Drug smugglers sometimes swallow balloons filled with illicit drugs as a way of importing the drugs when flying from country to country. A court case involved estimating the net weight of heroin imported from the number of balloons swallowed by a particular smuggler. In this case the number of balloons was known, but not the weight. There were data available from other arrests on the net weight and number of balloons, as shown in the graph on the right.  (This example comes from Gastwirth (2000), Statistical Science in the Courtroom, Springer-Verlag.)

Scatterplot of number of balloons and net weight of heroin
The regression line is the estimated statistical model predicting net weight from the number of balloons. The dotted lines show the deviations from the estimated model; these are referred to as the residuals.

Why do the assumptions matter?

If the assumptions are wrong, then the results of your analysis can be wrong.  Yes, the P-values can be wrong!  As can other inferences: confidence intervals and prediction intervals.

However, some assumptions matter more than others.

Normality

Ironically, the assumption that matters least is often the one people worry about most.  Provided you have a sufficiently large number of observations, the analysis will be robust even if the residuals do not appear to be consistent with a Normal distribution.

Of course, whenever a statistician says "if the sample size is large enough", the immediate question is "so how many is large?"  And the (perhaps frustrating) response is "it depends".  Conservatively, a sample size of 120 is large enough, and in many situations fewer may suffice.  You can read more about this in Checking model assumptions.

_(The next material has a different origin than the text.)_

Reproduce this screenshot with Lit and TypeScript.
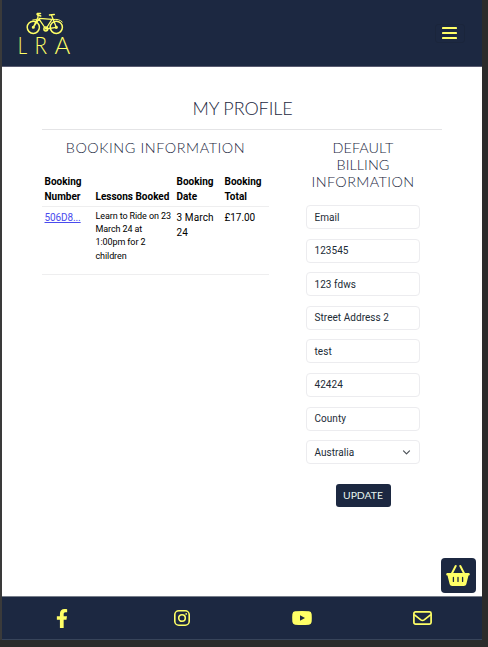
import { LitElement, html, css, svg } from "lit";
import { customElement } from "lit/decorators.js";

const fields = ["Email", "123545", "123 fdws", "Street Address 2", "test", "42424", "County"];

const bike = svg`
  <g fill="none" stroke="#ffff66" stroke-width="1.5" stroke-linecap="round" stroke-linejoin="round">
    <circle cx="7" cy="15.3" r="6.1"/>
    <circle cx="30" cy="15.3" r="6.1"/>
    <path d="M7 15.3 L13 6.4 L25.700 7.400 L19.500 17 L12.800 7.200 M7 15.300 L11.800 5 L11.600 2.800 M30 15.300 L25.300 3.600 M19.500 17 L30 15.300" stroke-width="1.3"/>
    <path d="M10.800 2.600 L11 1.400 L14.200 1.400 M11.600 3 L14.400 4 M23.200 3 L28 2.400" stroke-width="1.5"/>
    <path d="M6.500 8 L10 7.600 M27 7.500 Q33 6.600 36 10" stroke-width="1"/>
    <circle cx="19.500" cy="17" r="1.900"/>
    <circle cx="7" cy="15.300" r=".8"/><circle cx="30" cy="15.300" r=".9"/>
  </g>`;

@customElement("app-root")
export class AppRoot extends LitElement {
  static styles = css`
    :host { display: block; height: 647px; overflow: hidden; background: #2b2b2b;
      font: 10px/15px Roboto, sans-serif; color: #000; }
    * { box-sizing: border-box; }
    svg { display: block; }
    .page { position: relative; width: 482px; height: 640px; border-left: 2px solid #3a3a3a;
      background: #fff; display: flex; flex-direction: column; }
    header { height: 67px; background: #1c2841; border-bottom: 1px solid #595b70;
      display: flex; justify-content: space-between; align-items: flex-start; }
    .logo { margin: 12px 0 0 14px; }
    .logo text { font: 300 24px Lato, sans-serif; fill: #ffff66; }
    .toggle { margin: 24px 17.500px 0 0; width: 30px; height: 19px; border: 1px solid #1a253b; border-radius: 3px;
      display: flex; align-items: center; justify-content: center; }
    main { flex: 1; padding: 30px 40px 0 40px; }
    h1, h2 { margin: 0; font-family: Lato, sans-serif; font-weight: 300; text-align: center;
      color: #1c2841; text-transform: uppercase; white-space: nowrap; }
    h1 { font-size: 18px; line-height: 22px; letter-spacing: -.1px; height: 32px; padding-left: 1px; }
    .rule { height: 1px; background: #e4e4e6; }
    h2 { font-size: 14.4px; line-height: 17px; letter-spacing: .4px; }
    h2 .tight { letter-spacing: .05px; }
    .booking h2 { letter-spacing: .57px; }
    .columns { display: grid; grid-template-columns: 227px 114px; column-gap: 37px; padding-top: 9px; }
    table { width: 227px; table-layout: fixed; border-collapse: collapse; margin-top: 16px; }
    th, td { text-align: left; padding: 2.5px; vertical-align: top; border-bottom: 1px solid #eeeeef; }
    th { vertical-align: bottom; font-weight: 700; white-space: nowrap; height: 34px; padding: 0 2.5px 2px; }
    td { height: 68px; padding-top: 3px; letter-spacing: .12px; }
    .c1 { width: 51px; } .c2 { width: 81px; } .c3 { width: 48px; } .c4 { width: 47px; }
    .price { letter-spacing: -.05px; }
    .lesson { font-size: 9px; line-height: 13.4px; letter-spacing: -.1px; white-space: nowrap; padding-top: 3px; }
    a { color: #4a4bee; text-decoration: underline; letter-spacing: -.1px; }
    form { display: flex; flex-direction: column; align-items: center; }
    .fields { width: 114px; padding-top: 15px; display: grid; grid-auto-rows: 24px; row-gap: 9.6px; }
    .field { border: 1px solid #ececef; border-radius: 4px; padding: 0 8px 0 7.500px; line-height: 23px;
      letter-spacing: .05px; color: #212b36; display: flex; align-items: center; justify-content: space-between; }
    button { margin: 19.600px 0 0; width: 55px; height: 23px; padding: 0; border: 0; border-radius: 3px; background: #1c2841;
      color: #e7f5ef; font: 400 10.4px/23px Lato, sans-serif; letter-spacing: 0; }
    footer { height: 44px; background: #1c2841; border-top: 1px solid #777e8a; border-bottom: 1px solid #37445a;
      display: grid; grid-template-columns: repeat(4, 1fr); place-items: center; }
    .basket { position: absolute; right: 6px; top: 558px; width: 35px; height: 35px; border-radius: 4px;
      background: #1c2841; display: grid; place-items: center; padding-right: 1px; }
  `;

  render() {
    return html`
      <div class="page">
        <header>
          <svg class="logo" width="60" height="54" viewBox="0 0 60 54" aria-label="LRA">
            <g transform="translate(10.300 0)">${bike}</g>
            <text transform="translate(1.700 42) scale(.77 1)">L</text>
            <text transform="translate(18.400 42) scale(.86 1)">R</text>
            <text x="38.500" y="42">A</text>
          </svg>
          <div class="toggle">
            <svg width="15" height="13" viewBox="0 0 15 13" fill="#ffff66">
              <rect width="15" height="2" rx=".4"/><rect y="5" width="15" height="2" rx=".4"/><rect y="10" width="15" height="2" rx=".4"/>
            </svg>
          </div>
        </header>
        <main>
          <h1>My Profile</h1>
          <div class="rule"></div>
          <div class="columns">
            <section class="booking">
              <h2>Booking Information</h2>
              <table>
                <tr><th class="c1">Booking<br>Number</th><th class="c2">Lessons Booked</th><th class="c3">Booking<br>Date</th><th class="c4">Booking<br>Total</th></tr>
                <tr><td><a>506D8...</a></td><td class="lesson">Learn to Ride on 23<br>March 24 at<br>1:00pm for 2<br>children</td><td>3 March<br>24</td><td class="price">£17.00</td></tr>
              </table>
            </section>
            <form>
              <h2><span class="tight">Default<br>Billing</span><br>Information</h2>
              <div class="fields">
                ${fields.map((f) => html`<div class="field">${f}</div>`)}
                <div class="field">Australia
                  <svg width="9" height="7" viewBox="0 0 9 7" fill="none" stroke="#4b5157" stroke-width="1.2" stroke-linecap="round" stroke-linejoin="round"><path d="M1.5 1.8 L4.5 4.8 L7.5 1.8"/></svg>
                </div>
              </div>
              <button type="button">UPDATE</button>
            </form>
          </div>
        </main>
        <div class="basket">
          <svg width="24" height="21" viewBox="0 0 576 512" fill="#ffff66"><path d="M253.300 35.100c6.100-11.800 1.500-26.300-10.200-32.400s-26.300-1.500-32.400 10.200L117.600 192H32c-17.700 0-32 14.300-32 32s14.300 32 32 32L83.900 463.500C91 492 116.600 512 146 512H430c29.400 0 55-20 62.100-48.500L544 256c17.700 0 32-14.300 32-32s-14.300-32-32-32H458.400L365.300 12.900C359.200 1.200 344.700-3.400 332.900 2.700s-16.300 20.600-10.200 32.400L404.300 192H171.700L253.300 35.100zM192 304v96c0 8.800-7.200 16-16 16s-16-7.200-16-16V304c0-8.800 7.200-16 16-16s16 7.200 16 16zm96-16c8.800 0 16 7.200 16 16v96c0 8.800-7.200 16-16 16s-16-7.200-16-16V304c0-8.800 7.200-16 16-16zm128 16v96c0 8.800-7.200 16-16 16s-16-7.200-16-16V304c0-8.800 7.200-16 16-16s16 7.200 16 16z"/></svg>
        </div>
        <footer>
          <svg width="12" height="19" viewBox="0 0 320 512" preserveAspectRatio="none" fill="#ffff66"><path d="M279.140 288l14.220-92.660h-88.910v-60.130c0-25.350 12.420-50.060 52.240-50.060h40.420V6.260S260.430 0 225.360 0c-73.220 0-121.080 44.380-121.080 124.720v70.620H22.890V288h81.390v224h100.170V288z"/></svg>
          <svg width="16" height="16" viewBox="0 0 16 16" fill="none" stroke="#ffff66" stroke-width="1.6"><rect x=".8" y=".8" width="14.400" height="14.400" rx="4"/><circle cx="8" cy="8" r="3.300"/><circle cx="12.200" cy="3.900" r=".9" fill="#ffff66" stroke="none"/></svg>
          <svg width="20" height="14" viewBox="0 0 20 14"><path fill="#ffff66" d="M3 .3Q10-.3 17 .3Q19.300.6 19.600 3Q20 7 19.600 11Q19.300 13.400 17 13.700Q10 14.300 3 13.700Q.7 13.400.4 11Q0 7 .4 3Q.7.6 3 .3Z"/><path fill="#1c2841" d="M8 4.200 L13 7 L8 9.800Z"/></svg>
          <svg width="19" height="14" viewBox="0 0 19 14" fill="none" stroke="#ffff66" stroke-width="1.700" stroke-linejoin="round"><rect x=".9" y=".9" width="17.200" height="12.200" rx="1.600"/><path d="M1.200 3.700 L7.800 8.900 Q9.500 10.100 11.200 8.900 L17.800 3.700"/></svg>
        </footer>
      </div>`;
  }
}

Examining the distribution of the data overall isn't informative

  • Importantly, except for situations where we are considering a single random sample from a hypothesised underlying distribution, considering the distribution “of the data” – that is, the dataset as a whole – is not useful.  This is because we usually have in mind explanatory variables and a systematic component to a model for the data, and moderate to strong effects in the systematic part can easily cause the overall distribution of the data to be bimodal (for example) and non-Normal.

    If you had a large sample of adult heights, you would (rightly) conclude that “my data are not Normally distributed!”.  But if you look separately at the heights by sex at birth, you would find two histograms that closely conform to two different Normal distributions.

    Here's an example.

    When the heights of 200 adult females and 200 adult males are plotted in a single histogram, the distribution is flatter (less peaked) than a Normal distribution.

    Histogram of 400 adult heights

    When the data are separated by group, each histogram is much more consistent with data from a Normal distribution.

    Histogram of 200 adult female and 200 adult male heights

  • Here' s a made-up example.  Imagine you plan to fit a straight line model predicting an outcome (y) from a continuous explanatory variable (x).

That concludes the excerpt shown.